--- BEGIN ---

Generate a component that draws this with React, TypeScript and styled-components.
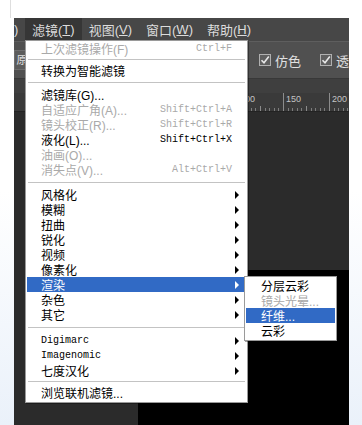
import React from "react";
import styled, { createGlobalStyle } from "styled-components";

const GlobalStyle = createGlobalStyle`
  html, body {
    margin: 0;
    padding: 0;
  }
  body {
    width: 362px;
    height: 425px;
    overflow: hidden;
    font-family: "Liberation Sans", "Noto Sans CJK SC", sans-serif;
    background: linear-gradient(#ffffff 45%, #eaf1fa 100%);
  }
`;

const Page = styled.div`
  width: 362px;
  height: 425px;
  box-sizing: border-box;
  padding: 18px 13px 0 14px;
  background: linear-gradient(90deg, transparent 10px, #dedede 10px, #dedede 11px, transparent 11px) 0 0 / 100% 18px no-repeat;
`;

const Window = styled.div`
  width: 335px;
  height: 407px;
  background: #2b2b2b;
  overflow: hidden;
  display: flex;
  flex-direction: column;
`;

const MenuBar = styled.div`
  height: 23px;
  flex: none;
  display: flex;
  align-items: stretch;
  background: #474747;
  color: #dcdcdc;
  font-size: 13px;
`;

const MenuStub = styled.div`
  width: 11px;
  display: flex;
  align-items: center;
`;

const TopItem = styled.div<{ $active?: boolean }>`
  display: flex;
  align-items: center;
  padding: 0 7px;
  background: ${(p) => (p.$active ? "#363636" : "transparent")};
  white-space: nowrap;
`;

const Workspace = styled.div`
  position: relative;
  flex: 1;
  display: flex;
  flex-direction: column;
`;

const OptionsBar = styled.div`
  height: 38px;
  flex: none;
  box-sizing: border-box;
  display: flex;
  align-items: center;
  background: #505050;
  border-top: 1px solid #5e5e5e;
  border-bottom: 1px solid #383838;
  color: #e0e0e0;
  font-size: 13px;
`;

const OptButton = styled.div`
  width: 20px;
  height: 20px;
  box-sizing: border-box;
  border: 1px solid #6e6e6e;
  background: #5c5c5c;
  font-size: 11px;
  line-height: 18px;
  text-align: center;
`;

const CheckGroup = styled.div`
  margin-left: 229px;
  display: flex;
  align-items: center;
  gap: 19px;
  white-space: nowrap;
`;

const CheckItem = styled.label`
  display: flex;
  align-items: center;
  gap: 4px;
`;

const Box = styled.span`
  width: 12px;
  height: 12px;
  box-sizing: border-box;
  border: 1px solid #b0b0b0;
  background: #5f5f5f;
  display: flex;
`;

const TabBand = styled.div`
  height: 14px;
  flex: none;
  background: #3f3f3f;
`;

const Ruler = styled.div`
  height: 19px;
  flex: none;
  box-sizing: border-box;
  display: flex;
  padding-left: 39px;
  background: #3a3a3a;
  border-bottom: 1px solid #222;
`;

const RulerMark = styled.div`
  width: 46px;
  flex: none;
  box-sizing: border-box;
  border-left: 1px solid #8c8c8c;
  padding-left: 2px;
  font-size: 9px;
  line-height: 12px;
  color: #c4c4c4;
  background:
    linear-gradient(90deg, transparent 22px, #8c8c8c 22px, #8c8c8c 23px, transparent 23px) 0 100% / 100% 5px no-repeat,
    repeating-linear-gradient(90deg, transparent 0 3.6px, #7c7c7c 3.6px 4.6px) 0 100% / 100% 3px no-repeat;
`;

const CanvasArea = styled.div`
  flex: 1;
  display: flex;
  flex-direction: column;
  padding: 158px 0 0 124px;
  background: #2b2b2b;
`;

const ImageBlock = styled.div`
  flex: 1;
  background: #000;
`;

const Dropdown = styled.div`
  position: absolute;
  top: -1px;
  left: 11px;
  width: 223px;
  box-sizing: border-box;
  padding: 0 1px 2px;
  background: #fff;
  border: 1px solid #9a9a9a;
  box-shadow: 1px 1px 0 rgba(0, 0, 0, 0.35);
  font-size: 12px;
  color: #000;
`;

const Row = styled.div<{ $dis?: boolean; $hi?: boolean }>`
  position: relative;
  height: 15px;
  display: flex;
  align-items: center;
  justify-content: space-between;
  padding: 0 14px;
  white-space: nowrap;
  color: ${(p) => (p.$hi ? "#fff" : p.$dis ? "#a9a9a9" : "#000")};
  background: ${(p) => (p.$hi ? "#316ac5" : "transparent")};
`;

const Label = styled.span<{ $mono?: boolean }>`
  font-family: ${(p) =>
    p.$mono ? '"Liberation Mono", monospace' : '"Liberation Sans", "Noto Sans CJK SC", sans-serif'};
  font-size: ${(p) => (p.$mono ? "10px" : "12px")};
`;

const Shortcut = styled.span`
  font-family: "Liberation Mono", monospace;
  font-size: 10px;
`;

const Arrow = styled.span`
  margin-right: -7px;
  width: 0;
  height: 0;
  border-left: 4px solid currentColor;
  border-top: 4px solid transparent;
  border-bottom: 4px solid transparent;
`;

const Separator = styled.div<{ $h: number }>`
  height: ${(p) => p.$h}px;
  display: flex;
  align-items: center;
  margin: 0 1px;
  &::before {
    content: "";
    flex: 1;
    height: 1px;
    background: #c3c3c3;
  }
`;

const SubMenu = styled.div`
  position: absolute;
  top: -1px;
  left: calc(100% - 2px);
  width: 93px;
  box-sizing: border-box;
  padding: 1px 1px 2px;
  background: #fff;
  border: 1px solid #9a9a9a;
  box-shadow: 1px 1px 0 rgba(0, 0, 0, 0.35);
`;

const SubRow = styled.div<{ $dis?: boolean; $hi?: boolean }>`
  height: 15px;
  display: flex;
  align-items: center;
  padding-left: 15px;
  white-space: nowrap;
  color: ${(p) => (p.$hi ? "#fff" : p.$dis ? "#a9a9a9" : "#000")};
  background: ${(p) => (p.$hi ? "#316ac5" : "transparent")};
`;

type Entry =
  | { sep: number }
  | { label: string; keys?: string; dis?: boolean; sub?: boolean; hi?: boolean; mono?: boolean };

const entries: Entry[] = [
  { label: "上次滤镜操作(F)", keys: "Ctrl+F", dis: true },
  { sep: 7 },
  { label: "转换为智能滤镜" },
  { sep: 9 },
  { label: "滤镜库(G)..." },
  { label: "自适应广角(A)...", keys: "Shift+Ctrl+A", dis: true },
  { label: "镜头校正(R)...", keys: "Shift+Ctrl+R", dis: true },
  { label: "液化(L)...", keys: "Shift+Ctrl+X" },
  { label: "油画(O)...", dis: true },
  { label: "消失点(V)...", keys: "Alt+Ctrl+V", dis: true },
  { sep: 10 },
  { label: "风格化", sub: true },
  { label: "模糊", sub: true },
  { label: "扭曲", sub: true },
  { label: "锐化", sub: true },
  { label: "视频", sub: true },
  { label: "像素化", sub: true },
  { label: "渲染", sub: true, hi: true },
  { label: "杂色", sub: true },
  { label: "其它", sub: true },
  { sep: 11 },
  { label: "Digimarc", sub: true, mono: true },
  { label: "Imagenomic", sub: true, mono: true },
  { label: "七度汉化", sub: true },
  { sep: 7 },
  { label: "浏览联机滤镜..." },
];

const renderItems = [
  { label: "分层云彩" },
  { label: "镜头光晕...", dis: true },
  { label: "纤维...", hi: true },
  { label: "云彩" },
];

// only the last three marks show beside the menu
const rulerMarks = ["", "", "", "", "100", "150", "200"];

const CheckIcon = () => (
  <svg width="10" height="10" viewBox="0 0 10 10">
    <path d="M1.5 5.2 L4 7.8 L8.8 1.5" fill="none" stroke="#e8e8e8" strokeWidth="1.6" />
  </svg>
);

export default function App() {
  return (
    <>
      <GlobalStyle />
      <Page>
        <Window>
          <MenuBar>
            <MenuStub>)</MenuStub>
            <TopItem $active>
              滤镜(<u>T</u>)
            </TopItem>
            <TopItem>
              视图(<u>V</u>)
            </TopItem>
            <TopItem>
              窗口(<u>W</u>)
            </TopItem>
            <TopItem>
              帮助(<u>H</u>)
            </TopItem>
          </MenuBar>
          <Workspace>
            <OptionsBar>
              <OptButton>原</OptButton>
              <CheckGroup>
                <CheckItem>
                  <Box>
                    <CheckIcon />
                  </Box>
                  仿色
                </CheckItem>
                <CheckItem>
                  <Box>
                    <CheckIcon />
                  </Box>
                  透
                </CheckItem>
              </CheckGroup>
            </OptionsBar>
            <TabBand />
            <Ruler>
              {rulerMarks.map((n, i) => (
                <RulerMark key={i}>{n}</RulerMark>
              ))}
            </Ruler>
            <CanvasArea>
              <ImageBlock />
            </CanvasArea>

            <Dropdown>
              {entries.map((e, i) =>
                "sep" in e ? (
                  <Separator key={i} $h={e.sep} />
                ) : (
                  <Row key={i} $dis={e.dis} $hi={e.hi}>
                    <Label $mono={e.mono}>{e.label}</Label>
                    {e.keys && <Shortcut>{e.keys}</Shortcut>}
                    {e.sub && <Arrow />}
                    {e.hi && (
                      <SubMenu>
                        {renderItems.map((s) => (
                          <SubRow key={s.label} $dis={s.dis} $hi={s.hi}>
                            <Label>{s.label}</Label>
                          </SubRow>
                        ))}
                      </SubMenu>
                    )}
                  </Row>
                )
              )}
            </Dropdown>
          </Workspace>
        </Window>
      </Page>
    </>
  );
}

--- END ---
--- BEGIN ---

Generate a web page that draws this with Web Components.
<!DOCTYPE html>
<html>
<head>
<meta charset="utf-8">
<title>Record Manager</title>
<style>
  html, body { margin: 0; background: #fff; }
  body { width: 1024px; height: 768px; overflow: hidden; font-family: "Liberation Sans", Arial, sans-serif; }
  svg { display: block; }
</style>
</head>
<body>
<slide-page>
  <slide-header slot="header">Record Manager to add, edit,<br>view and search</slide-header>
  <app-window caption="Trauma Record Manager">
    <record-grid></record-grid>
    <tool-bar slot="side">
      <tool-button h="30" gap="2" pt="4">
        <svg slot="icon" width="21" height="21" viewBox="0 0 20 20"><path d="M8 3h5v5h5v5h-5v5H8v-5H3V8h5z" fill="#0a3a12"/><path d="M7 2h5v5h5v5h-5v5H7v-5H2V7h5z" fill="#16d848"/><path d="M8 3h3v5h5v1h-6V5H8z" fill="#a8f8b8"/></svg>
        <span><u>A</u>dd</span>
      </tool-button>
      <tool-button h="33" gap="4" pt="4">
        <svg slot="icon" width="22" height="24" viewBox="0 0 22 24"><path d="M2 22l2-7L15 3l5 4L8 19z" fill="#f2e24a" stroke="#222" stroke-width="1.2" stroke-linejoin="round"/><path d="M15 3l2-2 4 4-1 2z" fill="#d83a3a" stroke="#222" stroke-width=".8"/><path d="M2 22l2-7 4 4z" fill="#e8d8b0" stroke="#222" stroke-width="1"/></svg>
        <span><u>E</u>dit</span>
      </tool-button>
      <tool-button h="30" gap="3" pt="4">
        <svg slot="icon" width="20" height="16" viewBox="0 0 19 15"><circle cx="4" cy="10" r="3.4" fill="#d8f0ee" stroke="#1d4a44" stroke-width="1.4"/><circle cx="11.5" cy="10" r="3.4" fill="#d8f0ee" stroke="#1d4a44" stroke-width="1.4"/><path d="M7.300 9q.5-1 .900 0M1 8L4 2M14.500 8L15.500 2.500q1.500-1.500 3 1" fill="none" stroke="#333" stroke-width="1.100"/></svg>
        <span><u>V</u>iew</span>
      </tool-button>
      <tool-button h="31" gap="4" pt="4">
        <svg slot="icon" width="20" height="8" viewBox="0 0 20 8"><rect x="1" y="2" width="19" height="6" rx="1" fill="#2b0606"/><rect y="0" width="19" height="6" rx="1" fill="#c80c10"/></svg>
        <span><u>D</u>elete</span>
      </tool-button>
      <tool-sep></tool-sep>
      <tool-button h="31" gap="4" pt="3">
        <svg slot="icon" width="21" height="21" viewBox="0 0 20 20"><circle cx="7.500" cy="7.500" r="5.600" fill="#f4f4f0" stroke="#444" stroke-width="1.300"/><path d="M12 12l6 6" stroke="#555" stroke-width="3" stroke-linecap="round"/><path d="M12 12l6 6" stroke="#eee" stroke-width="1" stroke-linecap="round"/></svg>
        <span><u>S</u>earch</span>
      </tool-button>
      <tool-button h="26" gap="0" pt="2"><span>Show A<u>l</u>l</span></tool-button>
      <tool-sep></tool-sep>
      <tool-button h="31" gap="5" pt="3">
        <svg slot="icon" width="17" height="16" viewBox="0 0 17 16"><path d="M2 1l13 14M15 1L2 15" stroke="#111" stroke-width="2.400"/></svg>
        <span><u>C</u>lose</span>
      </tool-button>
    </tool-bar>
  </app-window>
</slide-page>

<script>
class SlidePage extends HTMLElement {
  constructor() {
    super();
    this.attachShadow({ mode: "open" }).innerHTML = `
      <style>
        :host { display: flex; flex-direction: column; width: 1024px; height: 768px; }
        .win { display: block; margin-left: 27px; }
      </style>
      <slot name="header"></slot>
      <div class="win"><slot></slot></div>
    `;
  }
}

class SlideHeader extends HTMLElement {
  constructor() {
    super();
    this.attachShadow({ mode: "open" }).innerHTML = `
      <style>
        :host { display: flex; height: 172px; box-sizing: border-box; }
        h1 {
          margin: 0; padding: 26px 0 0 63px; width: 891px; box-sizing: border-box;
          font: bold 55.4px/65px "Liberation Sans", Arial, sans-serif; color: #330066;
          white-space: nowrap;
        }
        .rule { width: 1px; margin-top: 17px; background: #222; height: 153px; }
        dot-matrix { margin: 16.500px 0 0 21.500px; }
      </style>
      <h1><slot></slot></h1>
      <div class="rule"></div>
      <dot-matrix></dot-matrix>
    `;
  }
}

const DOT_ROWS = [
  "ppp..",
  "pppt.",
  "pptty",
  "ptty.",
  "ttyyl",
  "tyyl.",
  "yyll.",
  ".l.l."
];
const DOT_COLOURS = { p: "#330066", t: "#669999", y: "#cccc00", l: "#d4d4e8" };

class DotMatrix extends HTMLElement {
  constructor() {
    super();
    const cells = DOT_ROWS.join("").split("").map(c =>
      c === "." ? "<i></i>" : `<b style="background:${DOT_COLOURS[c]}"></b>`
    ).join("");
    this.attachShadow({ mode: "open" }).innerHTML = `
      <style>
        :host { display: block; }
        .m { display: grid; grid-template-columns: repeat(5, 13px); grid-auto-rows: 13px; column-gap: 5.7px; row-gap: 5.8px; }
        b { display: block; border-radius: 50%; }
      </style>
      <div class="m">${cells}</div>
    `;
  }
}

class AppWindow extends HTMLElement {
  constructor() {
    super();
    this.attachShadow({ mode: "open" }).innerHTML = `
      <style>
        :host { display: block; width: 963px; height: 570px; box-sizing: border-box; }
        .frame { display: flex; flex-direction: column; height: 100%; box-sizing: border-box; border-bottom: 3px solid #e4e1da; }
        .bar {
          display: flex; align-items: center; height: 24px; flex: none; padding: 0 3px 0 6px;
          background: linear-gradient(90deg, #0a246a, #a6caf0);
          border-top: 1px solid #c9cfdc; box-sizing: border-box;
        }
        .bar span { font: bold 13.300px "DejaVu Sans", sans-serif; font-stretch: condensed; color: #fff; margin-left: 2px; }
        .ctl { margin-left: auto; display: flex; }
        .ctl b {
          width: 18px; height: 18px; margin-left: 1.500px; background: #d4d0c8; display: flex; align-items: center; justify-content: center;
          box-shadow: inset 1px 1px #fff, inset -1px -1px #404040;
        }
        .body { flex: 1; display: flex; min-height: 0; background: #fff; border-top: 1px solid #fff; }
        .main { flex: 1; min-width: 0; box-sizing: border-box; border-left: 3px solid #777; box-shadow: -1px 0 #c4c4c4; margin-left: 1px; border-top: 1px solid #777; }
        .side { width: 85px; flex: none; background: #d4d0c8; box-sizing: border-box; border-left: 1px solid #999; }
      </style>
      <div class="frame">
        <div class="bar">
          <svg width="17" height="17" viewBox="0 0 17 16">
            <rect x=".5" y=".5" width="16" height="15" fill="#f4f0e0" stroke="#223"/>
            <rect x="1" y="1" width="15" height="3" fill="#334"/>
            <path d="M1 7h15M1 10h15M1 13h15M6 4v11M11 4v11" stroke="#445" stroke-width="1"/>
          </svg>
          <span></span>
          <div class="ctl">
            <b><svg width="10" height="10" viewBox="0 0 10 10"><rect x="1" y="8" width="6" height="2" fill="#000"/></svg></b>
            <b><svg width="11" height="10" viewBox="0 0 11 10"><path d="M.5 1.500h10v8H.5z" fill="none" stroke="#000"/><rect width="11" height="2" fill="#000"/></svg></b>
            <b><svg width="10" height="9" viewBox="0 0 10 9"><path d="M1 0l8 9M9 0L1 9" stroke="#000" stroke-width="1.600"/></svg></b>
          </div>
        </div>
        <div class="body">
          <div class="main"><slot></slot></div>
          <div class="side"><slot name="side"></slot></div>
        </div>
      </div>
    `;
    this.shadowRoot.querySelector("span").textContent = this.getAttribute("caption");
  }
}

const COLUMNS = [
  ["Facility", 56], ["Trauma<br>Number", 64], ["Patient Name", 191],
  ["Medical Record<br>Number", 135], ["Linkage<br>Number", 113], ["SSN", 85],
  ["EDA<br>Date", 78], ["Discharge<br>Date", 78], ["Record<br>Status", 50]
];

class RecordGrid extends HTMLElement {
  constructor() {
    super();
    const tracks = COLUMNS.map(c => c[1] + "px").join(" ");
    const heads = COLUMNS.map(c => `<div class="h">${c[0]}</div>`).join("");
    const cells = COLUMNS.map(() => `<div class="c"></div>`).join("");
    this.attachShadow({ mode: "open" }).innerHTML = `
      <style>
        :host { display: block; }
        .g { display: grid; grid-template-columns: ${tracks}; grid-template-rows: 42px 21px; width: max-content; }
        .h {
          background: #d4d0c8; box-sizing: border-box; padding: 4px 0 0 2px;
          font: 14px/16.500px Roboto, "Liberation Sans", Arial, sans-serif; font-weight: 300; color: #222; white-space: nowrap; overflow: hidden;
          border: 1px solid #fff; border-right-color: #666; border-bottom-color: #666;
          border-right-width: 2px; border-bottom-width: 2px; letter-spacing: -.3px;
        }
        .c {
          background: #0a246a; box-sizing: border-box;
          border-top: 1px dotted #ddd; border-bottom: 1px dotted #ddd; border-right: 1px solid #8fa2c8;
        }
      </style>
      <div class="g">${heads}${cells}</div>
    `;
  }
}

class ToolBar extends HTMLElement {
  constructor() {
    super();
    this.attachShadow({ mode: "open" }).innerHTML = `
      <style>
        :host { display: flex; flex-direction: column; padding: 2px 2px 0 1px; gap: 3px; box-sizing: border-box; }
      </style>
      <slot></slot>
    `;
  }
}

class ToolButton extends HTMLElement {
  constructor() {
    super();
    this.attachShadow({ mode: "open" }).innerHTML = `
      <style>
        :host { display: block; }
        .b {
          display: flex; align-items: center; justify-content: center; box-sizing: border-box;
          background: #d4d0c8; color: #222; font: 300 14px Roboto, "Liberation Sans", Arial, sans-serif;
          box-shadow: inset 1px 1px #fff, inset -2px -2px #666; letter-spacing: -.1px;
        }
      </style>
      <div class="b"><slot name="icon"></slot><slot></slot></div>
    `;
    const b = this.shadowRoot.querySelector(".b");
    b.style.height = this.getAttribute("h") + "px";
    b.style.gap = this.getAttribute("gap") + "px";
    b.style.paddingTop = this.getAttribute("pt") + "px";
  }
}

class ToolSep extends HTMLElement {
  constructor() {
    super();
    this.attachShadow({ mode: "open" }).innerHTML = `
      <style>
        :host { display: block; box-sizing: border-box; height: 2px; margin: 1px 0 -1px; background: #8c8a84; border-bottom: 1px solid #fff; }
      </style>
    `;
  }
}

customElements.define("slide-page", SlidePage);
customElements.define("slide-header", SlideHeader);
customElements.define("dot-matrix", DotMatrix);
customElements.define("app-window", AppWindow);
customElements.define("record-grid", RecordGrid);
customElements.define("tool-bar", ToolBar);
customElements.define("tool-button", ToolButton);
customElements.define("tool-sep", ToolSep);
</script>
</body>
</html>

--- END ---

__WRITTEN INSTRUCTION__
Read the entries above, then pull out the lines that include "React".

__WRITTEN ANSWER__
Generate a component that draws this with React, TypeScript and styled-components.
import React from "react";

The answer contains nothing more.